A curious human begins the journey to understanding by randomly perturbing an existing concrete system. The relationship between the perturbations and their consequences reveals regularities: the human has discovered an abstraction. Informed by this abstraction, the human builds a new concrete system and perturbs it, this time a little less randomly. It performs a little better.

There is constant interaction and feedback between the concrete and abstract levels. That is what unites and defines understanding, insight, play, imagination, iterative improvement, wonder, science, art, and basically all the Good Stuff humans can offer the world, sparsely distributed among the other, mostly horrible stuff we’re currently doing to it.

By indiscriminately abstracting everything away, the Prompt Box will push us away from this tightly-coupled, looping system that is the source and hallmark of ingenuity.
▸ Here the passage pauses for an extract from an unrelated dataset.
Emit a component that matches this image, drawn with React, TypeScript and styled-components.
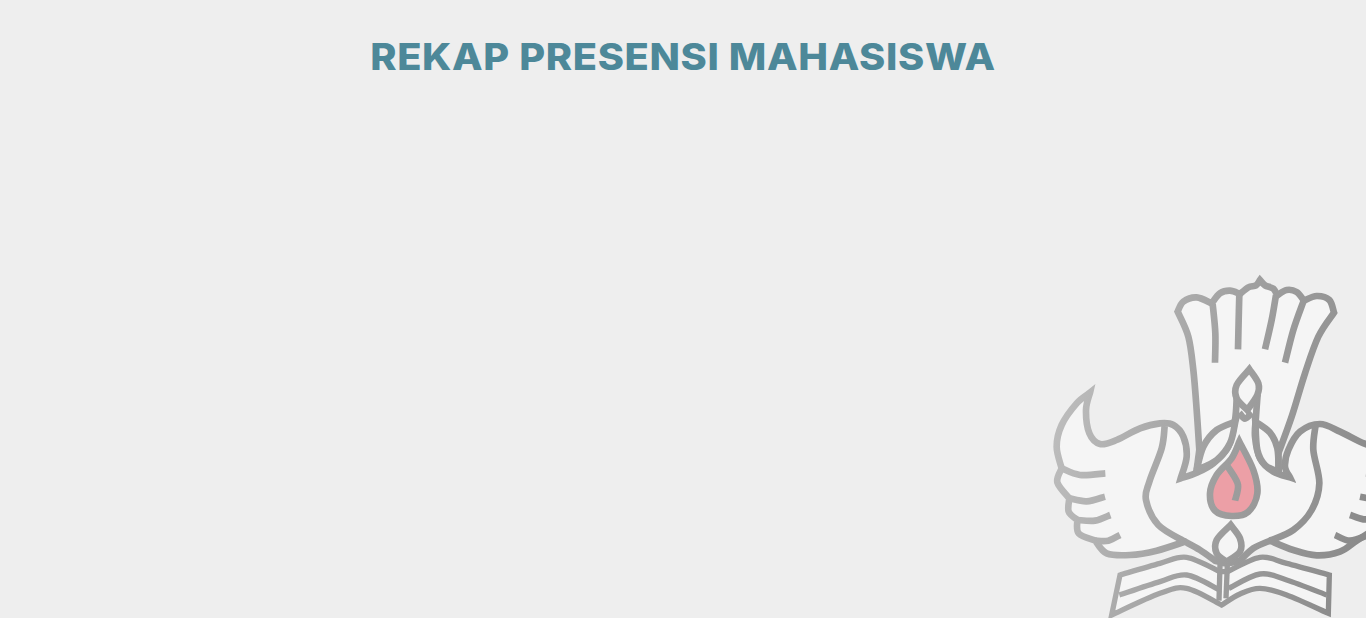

We might want to push back.

  1. ^

    While leaving plenty of nonjudgemental space for purists and nostalgics to play around with vinyl records, film photography, sextants and Letraset if they please.

  2. ^

    This is a problem specific to models with textual front-ends; it could be resolved by a multimodal front-end and/​or grim, neurally invasive means.

  3. ^

    Even writers, strangely.

  4. ^

    It is speculative and not universally agreed that flow state is less verbal than normal brain states, but the distinction in Gold and Ciorciari’s paper between the explicit/​linguistic and implicit/​flow processes strongly suggests it.

  5. ^

    The topology of an LLM-front end collaboration is flat, its time steps discrete:

    Human types text; machine renders media.
    Human types text; machine refines media.
    Human types text; machine refines media.

    We know little about how the brain does ideation, but it’s probably continuous in time and it probably mobilises feedback loops that make it an altogether less linear affair than the stilted conversation between carbon Promptsmith and silicon magus.

  6. ^

    If you think LLMs have or will develop (or their successors will have or will develop) a real, recursive, symbolic world-model, preface ‘world’ with ‘human’.